KSK · April 27, 2016, 4:29pm

What I’m hearing is that we should require all CmdLineTasks take a butler as an argument to the constructor. They can then pass it on as needed to subtasks. This will solve my immediate problem, I think.

We can then look longer term at the possibility of having the butler return a reference catalog subset directly. I think we will want this and there have already been some cursory discussions at JTM and since with @npease. That will, of course, still require passing the butler down, so this is still relevant.

natepease · April 27, 2016, 4:46pm

I thought dataId was more generic than that. I think the goal is as basic as: “key-value pairs that describe the dataset in a scientifically meaningful way”.

Couldn’t the region could be passed as the single value in the dataId? I think the region value could be any type so long as the mapper can figure out how to deal with it (which it would have to be able to do for a separate keyword arg, too).

jbosch · April 27, 2016, 5:08pm

+1 on @KSK’s near-term solution, and @natepease’s suggestion that we just pass a region as the dataId in the long run.

rowen · April 27, 2016, 6:28pm

This sounds perfect to me. I will file a ticket to pass a butler to all CmdLineTasks and hope we don’t run into A -> B (non-cmd-line-task) -> C. At least if C needs a butler, this will fail at construction time.

Do we need an RFC for this change?

ktl · April 27, 2016, 6:32pm

Please wait a few hours; I’m preparing a perhaps long-winded comment on this thread that I have been unable to get to until today.

rowen · April 27, 2016, 11:16pm

OK. If you have any insights into the new SuperTask and whether it makes any sense to pass the butler to the constructor instead of other methods, that would be useful.

timj · April 27, 2016, 11:19pm

The assumption is that the SuperTask run_quantum() method will always be given a butler. There is no requirement for that butler to be passed into the run() method that will be called from run_quantum().

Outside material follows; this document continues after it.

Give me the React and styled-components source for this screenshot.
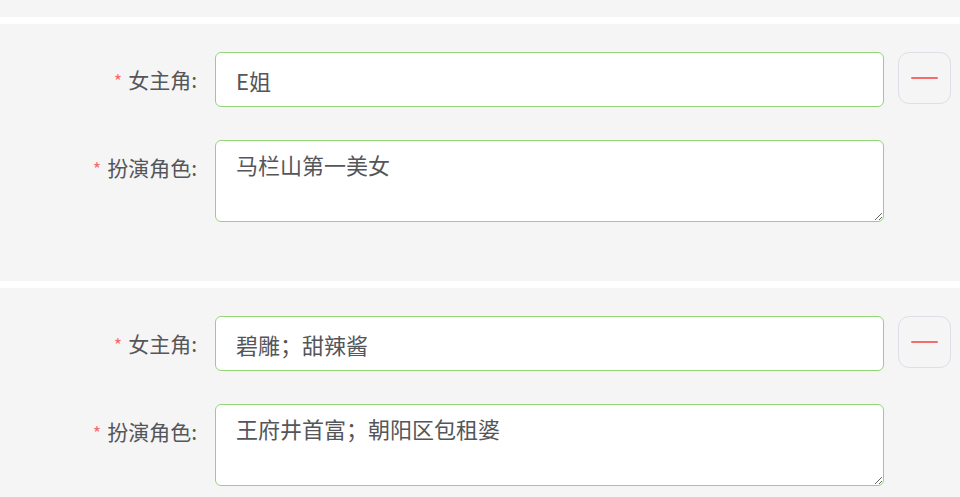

rowen · April 27, 2016, 11:22pm

The question is: if we do end up passing butler to the constructor of all command line tasks (and thus, presumably, super tasks) then in theory we could omit the butler argument to run_quantum. This assumes there is only one butler, and it’s the same one when the task is constructed as when it is run. (If those assumptions are wrong then perhaps the existing command line tasks that do want a butler in their constructor will need modification.)

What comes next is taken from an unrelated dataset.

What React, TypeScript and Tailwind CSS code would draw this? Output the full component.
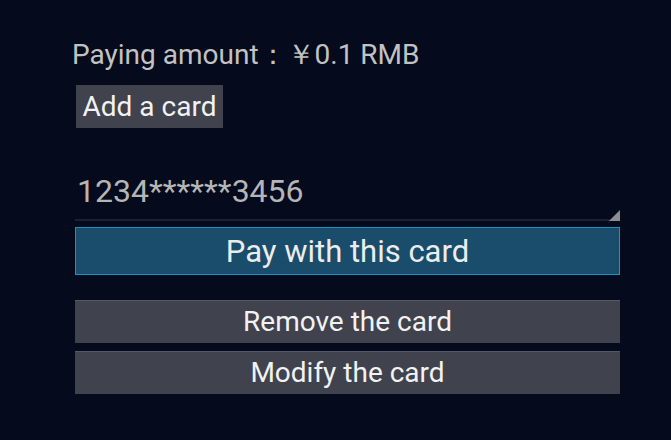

timj · April 28, 2016, 12:18am

We can’t do that. It’s fundamental to SuperTask design in terms of provenance tracking, freeze/thaw and doing the in memory get/put sequence.

ktl · April 28, 2016, 9:56am

First, it seems likely that in the not-too-distant future any task that can do I/O will be required to be able to report what input and output datasets it may access before it executes. While it would be nice if that reporting could be done with minimal state set up and passed in, I think this may well involve use of a Butler, due to our desire for dynamically-created output dataset types. So passing a Butler instance to the task constructor for any I/O-capable task seems like it will be required. It does seem possible for that instance to be saved for use during execution (although note that some of the Butler instance’s internal state may change between task construction time and task execution time). This seems concordant with my understanding of where this thread has been headed.

Second, I think it will be forbidden to call get() and put() while performing the above reporting of input and output datasets, since setting up for those is exactly why the reporting needs to happen. This means that task constructors should not do I/O. This seems in conflict with the design for at least this particular task. One solution might be to define a third method for tasks (perhaps called something like init()), separate from construction but invoked only once after construction and before execution.

Third, in support of having tasks report the datasets they will access, it seems sensible to me to separate the task of transforming dataIds from tasks that use the resulting dataIds. For example, a task that determines the list of calibrated exposures that overlap a given skymap patch would take a patch dataId and return a list of exposure dataIds; the latter would be passed to a coaddition task. In this case, one could think of a similar index lookup task that transforms a region dataId into a list of HTM index dataIds; the latter is then passed to a retrieval task that actually loads the reference catalog shards. But such a strategy is not required in this case because the shards never need to be accessed independently and because there may be reasons to pass the region information to the retrieval code (e.g. to trim the list of returned references).

Fourth, any change to a major interface, especially a compatibility-breaking one, is likely to require an RFC unless you can guarantee that all users of that interface are unaffected. Since you can’t know all the possible CmdLineTasks that have been created, I think an RFC would be prudent.

Fifth, any keyword arguments to butler.get() are isomorphic with dataId components, as NateP said, as long as the values are plain-old-data.

Sixth, NateP and I would generally like both the Butler and especially its underlying Mapper to get out of the business of doing I/O themselves; they should dispatch to external routines that do that (whether in a result type’s class, a separate Formatter-like class, or just free functions). So in the not-too-distant future, the reference catalog loading code will be invoked by the Butler but should not be part of it or the CameraMapper; the necessary information to invoke it will be part of the setup (in a general sense) of the Butler/Mapper. In the short term, it may make sense to have reference catalogs be a type of Storage that is handled appropriately in the Butler’s Storage type-switch, rather than put them into the CameraMapper.

RHL · April 28, 2016, 12:31pm

When I said I was OK with CmdLineTask needing a butler I thought that it was clear that that means that non-CmdLineTasks may not take butlers. In the future that KT outlines where tasks declare their I/O this may change, but in the same way that science tasks may not accept dataIds, they may not accept butlers.

So your A -> B -> C case can’t occur. When we use task-like objects to compose more complex processing flows maybe it can, but only if B is not a “science” task – it’d have to be an instance of the replacement for CmdLineTask.